At the end of a lengthy, sometimes heated discussion among the city of Beaumont’s elected leaders Tuesday, July 24, Mayor Becky Ames put forth an idea that seemed to quell the ruckus on council related to the city’s role in providing school crossing guards.
The issue has been on the front burner for a couple months now, initially brought to light when retiring Beaumont Independent School District Superintendent Carrol Thomas announced off-handedly during a May school board meeting that, “as of right now we will not have school crossing guards at our schools next year.”
Thomas told the school board in May he had received a letter from Beaumont City Manager Kyle Hayes stating the city no longer wanted to continue the program, which the city had been administering and footing half the bill for since 1985.
“I did get a letter from the city saying they are no longer going to do that,” Thomas said, before delivering the meat of the communication. “As of right now we will not have school crossing guards at our schools next year. That’s where we stand. I’m in the process of seeing what can be done in regards to that – talking with (BISD attorney) Melody Chappell.”
City Manager Kyle Hayes said the information given by Thomas might be a little off.
“We sent them a letter and asked them to take over administering the (school crossing guard) program,” Hayes said. “Council hasn’t made a final decision on funding.”
According to Hayes, the City Council decided it would no longer like to be in control of administering the program, which includes hiring and training employees, and staffing shifts. The decision was yet to be made whether the city would still contribute half the funding to see the program function.

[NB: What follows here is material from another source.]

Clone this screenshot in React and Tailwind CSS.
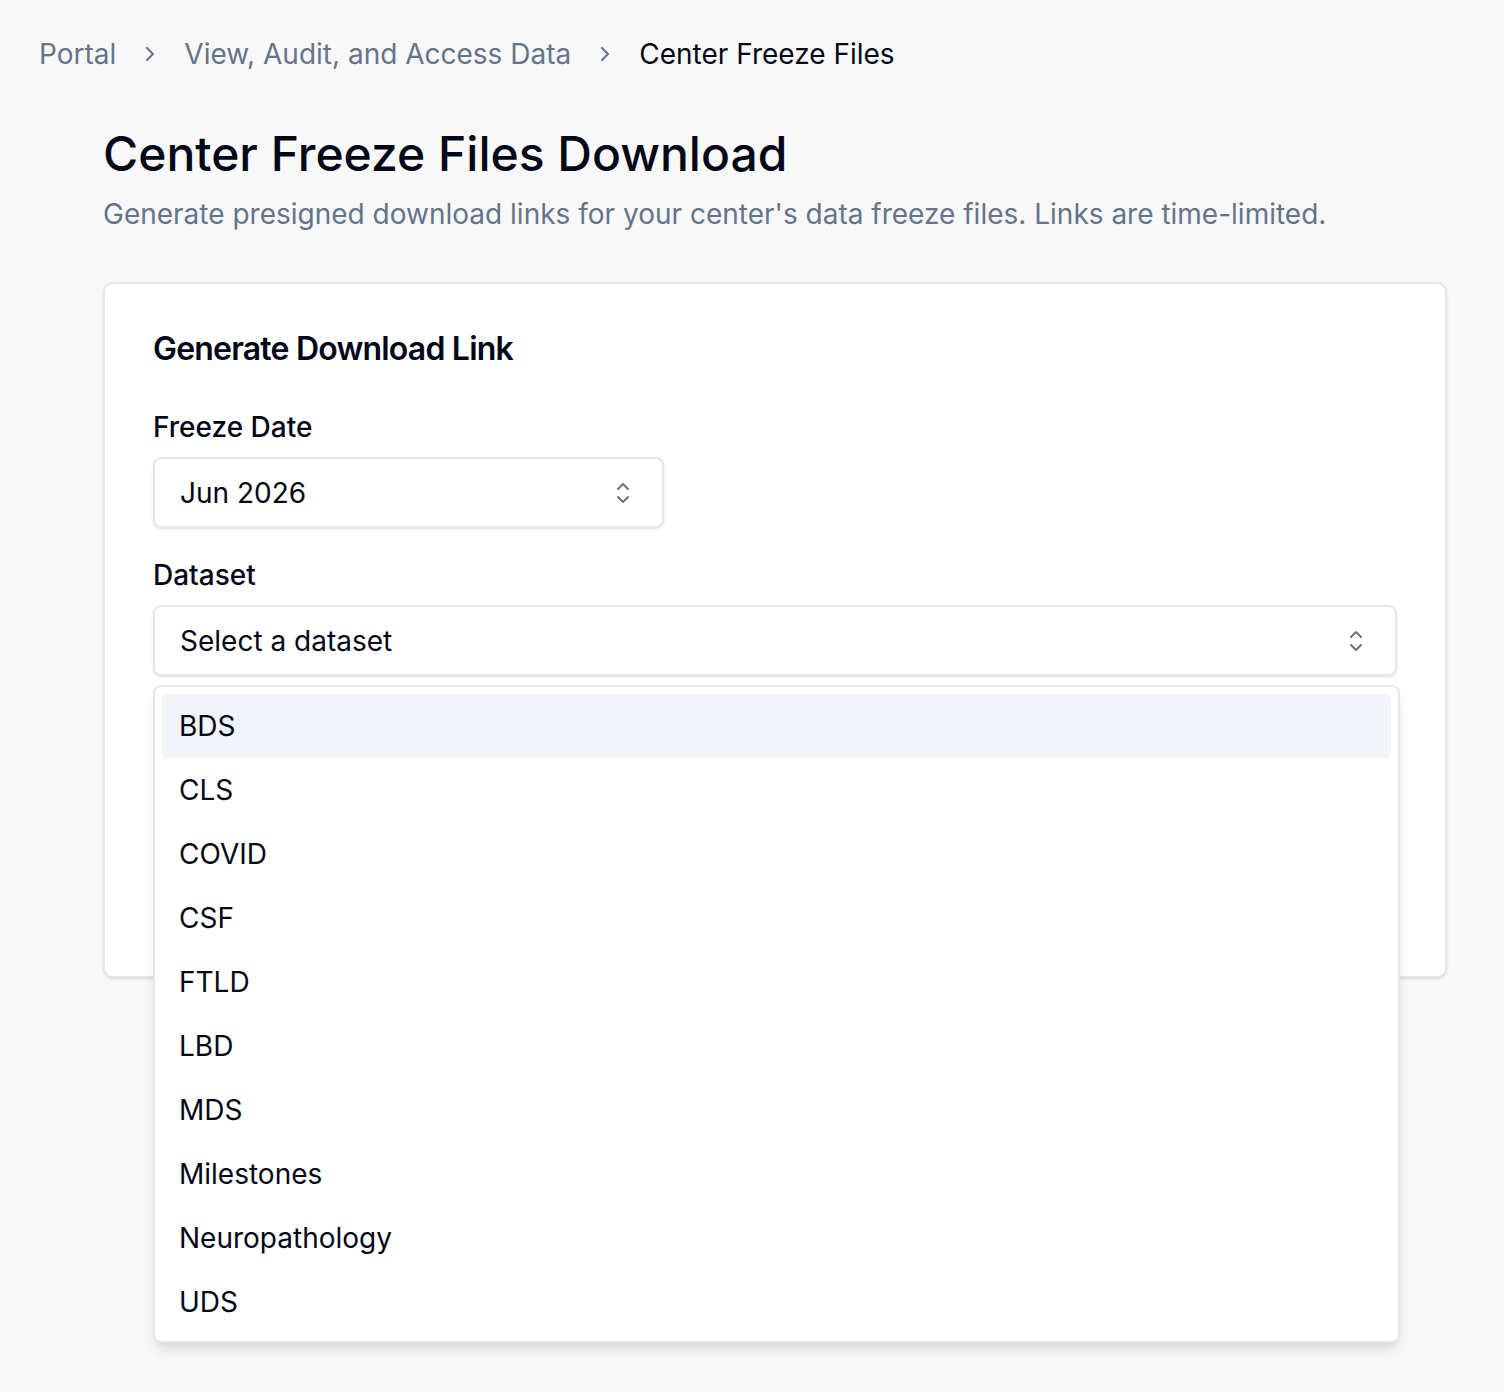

“We’re waiting to see if BISD accepts taking over the administration of the program,” Hayes said May 23. “We started now to give them plenty of time to get this transitioned before school starts in August.”
As of July 24, BISD had yet to accept administration of the program, which caused Beaumont city leaders to readdress the crossing guard issue and decide what the council would do in the event BISD fails to take control of the program.
Councilman W.L. Pate said he understood in May that the council wanted BISD to administer the program and to absorb the costs, an assertion he reaffirmed at the city’s July meeting.
“The consensus was what it was,” he said. Pate said the notion that BISD couldn’t afford to administer the program without city funds is ludicrous. “They have more money in reserves than we do,” he said.
Hayes said he didn’t know why BISD didn’t want to administer or fund the program.
“I don’t know what they based it on,” he said. “They just said if we were no longer going to help fund the program, they didn’t know if we’d have crossing guards.”
Representatives of the council had mixed reactions to the crossing guard negotiations with BISD.
“What I see here is a shake down, and I really, really, really don’t like it,” Councilman Mike Getz said. “No one is advocating we not have crossing guards. The city should provide sidewalks, police if needed … the school district should provide school crossing guards.”
Councilman Audwin Samuel was staunchly opposed to Getz’s sentiments.
“I’m bright enough to see this is not about crossing guards,” he said. “This whole issue came up because ‘someone’ did not want the city (to be involved with) the school district. I don’t like the way people are trying to play the public through fear and lack of communication.”
In the end, “communication” was agreed by the group as the avenue with the best possible outcome. Mayor Ames suggested that she and the city manager meet with representatives from BISD “to come up with some reasonable solution between logical minds instead of pitting our citizens one against another.”“We need to get to the bottom of the real issue and keep our children safe,” Ames said.
Cost estimates provided by the city reveal the school crossing guard program totaled $174,152 last year for 40 part-time employees, roughly $90,000 of which was paid with city funds while the city also absorbed 100 percent of administration responsibilities associated with the program.